La porta la aprì subito all'interno ed io fui messo in salvo e, tra grida di giubilo e pianti di commozione, fui riabbracciato dal consesso dei parenti, ma soprattutto fui preso in braccio e coccolato dalla mamma, felice per il pericolo appena scongiurato.
L'abbraccio della mamma, di quell'episodio, è sicuramente il ricordo più dolce.
La foto: La foto è stata scattata nell'estate del 1953 che dovrebbe essere l'anno in cui accadde l'episodio che ho raccontato.
Da notare: l'annaffiatoio metallico (presumibilmente di stagno): ancora non esistevano i giochini da spiaggia di plastica.

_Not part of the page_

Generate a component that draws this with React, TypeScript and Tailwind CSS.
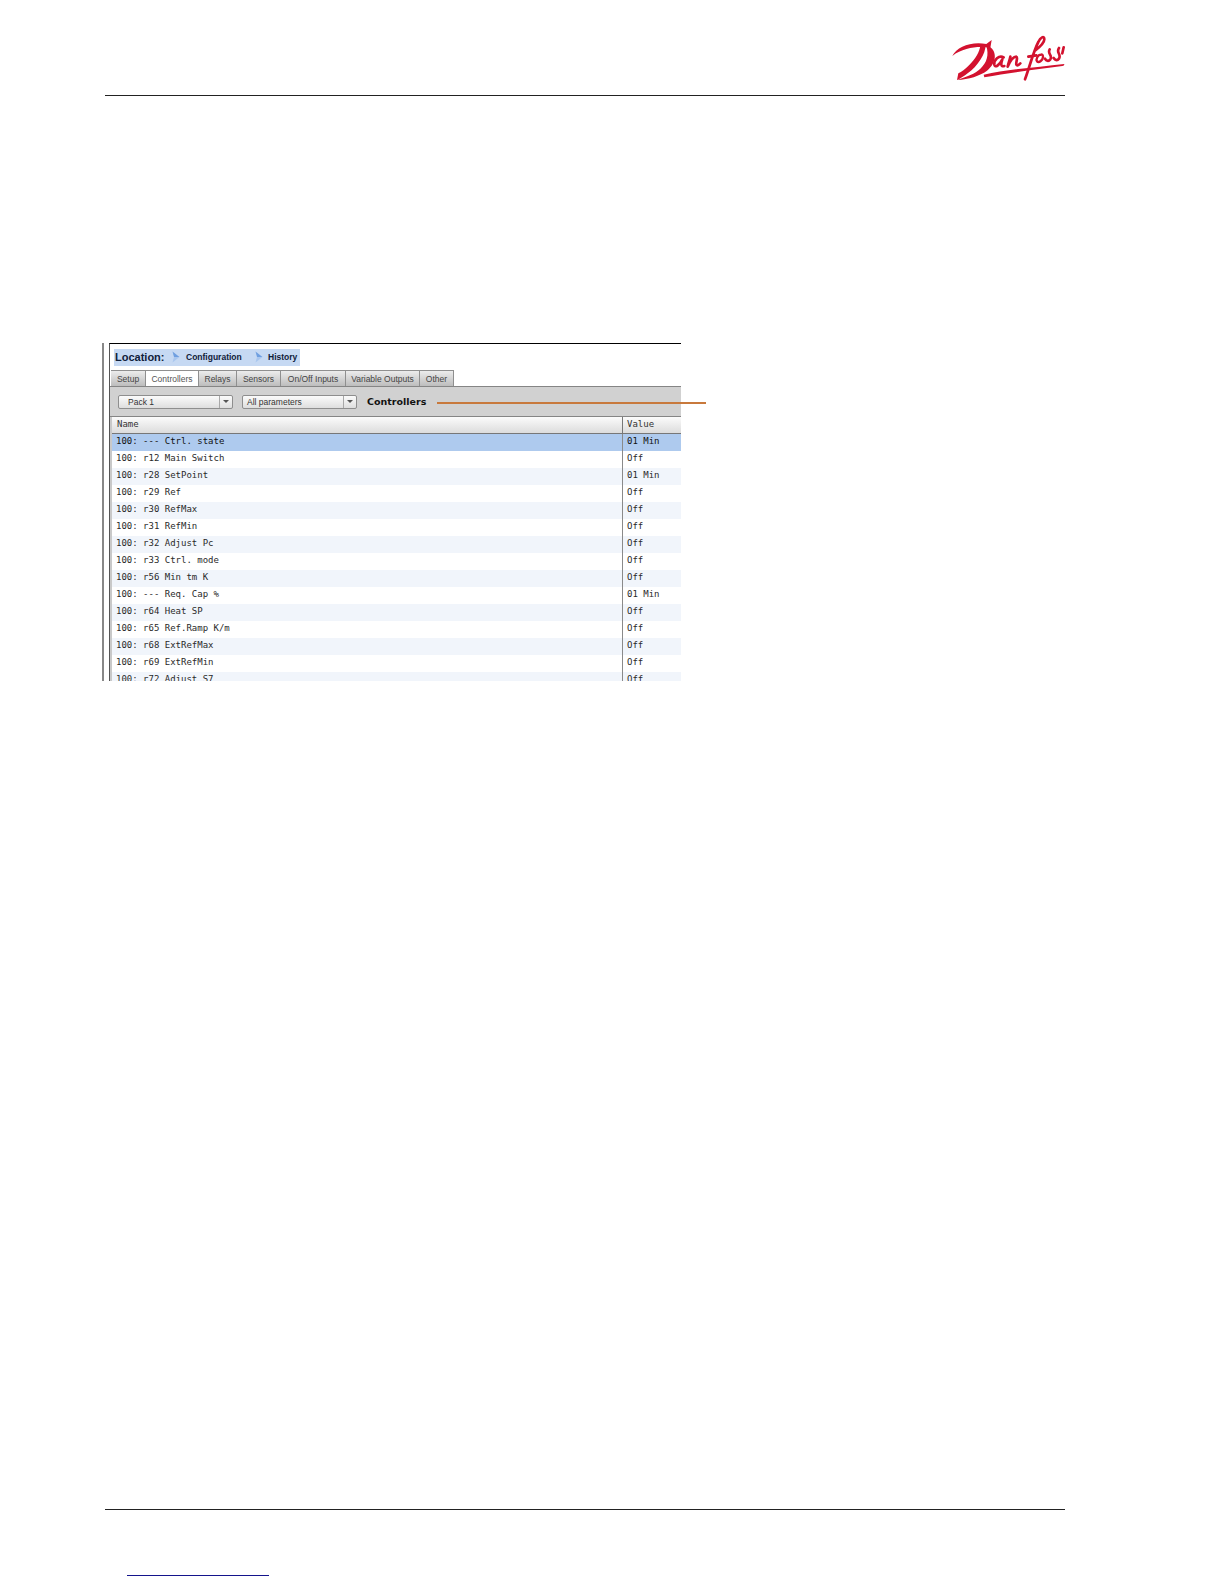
import React from "react";

const rows: [string, string][] = [
  ["--- Ctrl. state", "01 Min"],
  ["r12 Main Switch", "Off"],
  ["r28 SetPoint", "01 Min"],
  ["r29 Ref", "Off"],
  ["r30 RefMax", "Off"],
  ["r31 RefMin", "Off"],
  ["r32 Adjust Pc", "Off"],
  ["r33 Ctrl. mode", "Off"],
  ["r56 Min tm K", "Off"],
  ["--- Req. Cap %", "01 Min"],
  ["r64 Heat SP", "Off"],
  ["r65 Ref.Ramp K/m", "Off"],
  ["r68 ExtRefMax", "Off"],
  ["r69 ExtRefMin", "Off"],
  ["r72 Adjust S7", "Off"],
];

const tabs: { label: string; w: string; active?: boolean }[] = [
  { label: "Setup", w: "w-[35px]" },
  { label: "Controllers", w: "w-[53px]", active: true },
  { label: "Relays", w: "w-[38px]" },
  { label: "Sensors", w: "w-[44px]" },
  { label: "On/Off Inputs", w: "w-[65px]" },
  { label: "Variable Outputs", w: "w-[74px]" },
  { label: "Other", w: "w-[34px]" },
];

function Logo() {
  const red = "#d3122f";
  return (
    <svg width="116" height="60" viewBox="0 0 348 180" fill="none">
      <path
        d="M10 78 C24 50 66 34 112 42 L128 30 L124 54 C96 48 46 50 10 78 Z"
        fill={red}
      />
      <path
        d="M110 44 C110 72 86 108 56 130 C46 138 34 146 24 150 L28 130 C38 126 48 118 60 106 C80 86 92 66 94 46 Z"
        fill={red}
      />
      <path
        d="M122 50 C144 64 144 98 114 122 C92 138 60 148 24 150 C54 138 78 132 94 116 C114 98 120 74 112 48 Z"
        fill={red}
      />
      <path d="M104 134 C170 118 262 112 346 102 C346 106 344 108 340 108 C264 118 180 128 106 142 Z" fill={red} />
      <path
        d="M164 82 C150 74 134 90 136 104 C138 114 150 108 160 88 C156 100 154 112 166 108"
        stroke={red}
        strokeWidth="8"
        strokeLinecap="round"
        strokeLinejoin="round"
      />
      <path
        d="M184 80 C182 90 178 100 176 110 C182 96 192 80 202 80 C208 82 200 96 202 104 C205 109 210 104 214 100"
        stroke={red}
        strokeWidth="8"
        strokeLinecap="round"
        strokeLinejoin="round"
      />
      <path
        d="M228 148 C240 116 254 62 268 36 C274 22 286 16 286 28 C286 40 274 50 258 62 M238 80 C246 78 254 77 262 76"
        stroke={red}
        strokeWidth="8"
        strokeLinecap="round"
        strokeLinejoin="round"
      />
      <path
        d="M276 74 C266 74 260 88 264 94 C270 100 282 90 282 80 C282 74 278 72 276 74"
        stroke={red}
        strokeWidth="7"
        strokeLinecap="round"
      />
      <path
        d="M302 58 C294 72 312 76 304 88 C298 96 292 92 288 86 M330 54 C320 68 338 72 330 86 C324 94 318 90 314 84 M344 52 L340 70"
        stroke={red}
        strokeWidth="8"
        strokeLinecap="round"
        strokeLinejoin="round"
      />
    </svg>
  );
}

function Arrow() {
  return (
    <svg width="8" height="12" viewBox="0 0 8 12" className="shrink-0">
      <path d="M0.5 0.5 L7.5 6 L2 6 Z" fill="#6f9fe0" />
      <path d="M2 6 L7.5 6 L0.5 11.5 Z" fill="#a9c6ee" />
    </svg>
  );
}

function Select({ label, textPad }: { label: string; textPad: string }) {
  return (
    <div className="flex h-[14px] w-[115px] rounded-[2px] border border-[#8e8e8e] bg-gradient-to-b from-[#fbfbfb] to-[#dedede] text-[8.5px] leading-[12px] text-[#333]">
      <div className={`flex-1 ${textPad}`}>{label}</div>
      <div className="flex w-[13px] items-center justify-center border-l border-[#a8a8a8]">
        <div className="h-0 w-0 border-x-[3px] border-t-[3px] border-x-transparent border-t-[#555]" />
      </div>
    </div>
  );
}

export default function App() {
  return (
    <div className="flex h-[1584px] w-[1224px] flex-col overflow-hidden bg-white font-['Liberation_Sans',sans-serif]">
      <header className="ml-[105px] flex h-[96px] w-[960px] justify-end border-b border-[#222] pt-[30px]">
        <Logo />
      </header>

      <div className="relative ml-[102px] mt-[247px] flex h-[338px] w-[579px]">
        <div className="w-[2px] bg-[#888]" />
        <div className="ml-[5px] flex w-[572px] flex-col overflow-hidden border-l border-t border-l-[#555] border-t-black">
          <div className="h-[26px] pl-[4px] pt-[5px]">
            <div className="flex h-[17px] w-[186px] items-center bg-[#c6d9f3] pb-[1px] pl-[1px] font-bold text-[#10203a]">
              <span className="w-[57px] text-[11px]">Location:</span>
              <Arrow />
              <span className="ml-[6px] w-[69px] text-[8.5px]">Configuration</span>
              <Arrow />
              <span className="ml-[5px] text-[8.5px]">History</span>
            </div>
          </div>

          <div className="flex h-[16px] pl-[1px]">
            {tabs.map((t) => (
              <div
                key={t.label}
                className={`${t.w} border-r border-t border-[#8f8f8f] text-center text-[8.5px] leading-[16px] ${
                  t.active
                    ? "bg-white text-[#555]"
                    : "bg-gradient-to-b from-[#ececec] to-[#bdbdbd] text-[#444]"
                }`}
              >
                {t.label}
              </div>
            ))}
          </div>

          <div className="flex h-[31px] items-center gap-[9px] border-y border-[#858585] bg-[#d1d1d1] pl-[8px]">
            <Select label="Pack 1" textPad="pl-[9px]" />
            <Select label="All parameters" textPad="pl-[4px]" />
            <span className="ml-[1px] pt-[2px] font-['DejaVu_Sans',sans-serif] text-[9.5px] font-bold text-[#111]">
              Controllers
            </span>
          </div>

          <div className="flex flex-1 flex-col overflow-hidden border-l-[2px] border-[#c9c9c9] font-['DejaVu_Sans_Mono',monospace] text-[9px] text-[#2a2a2a]">
            <div className="flex h-[17px] shrink-0 border-b border-[#777] bg-gradient-to-b from-[#fbfbfb] to-[#dcdcdc] leading-[14px] text-[#333]">
              <div className="w-[510px] pl-[5px]">Name</div>
              <div className="flex-1 border-l border-[#777] pl-[4px]">Value</div>
            </div>
            {rows.map(([name, value], i) => (
              <div
                key={name}
                className={`flex h-[17px] shrink-0 leading-[14px] ${
                  i === 0 ? "bg-[#aecaee] text-[#111]" : i % 2 === 0 ? "bg-[#f1f5fb]" : "bg-white"
                }`}
              >
                <div className="w-[510px] pl-[4px]">100: {name}</div>
                <div className="flex-1 border-l border-[#8a8a8a] pl-[4px]">{value}</div>
              </div>
            ))}
          </div>
        </div>
        <div className="absolute left-[335px] top-[59px] h-[2px] w-[269px] bg-[#c8793c]" />
      </div>

      <footer className="mt-auto mb-[8px] ml-[105px] w-[960px] border-t border-[#222] pt-[65px]">
        <div className="ml-[22px] w-[142px] border-b border-[#14148c]" />
      </footer>
    </div>
  );
}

Sulla sinistra, si vede una borsa di tela verde con i manici di legno: era una vecchia borsa di mia madre che mi serviva per trasportare i miei più preziosi tesori, cioè un'intera collezione di pezzi di legno di varie misure e dimensioni che mi servivano per completare i miei castelli di sabbia (in particolare per fare delle concamerazioni dei setti o anche delle solette).
Passavo ore a giocare sulla sabbia da solo.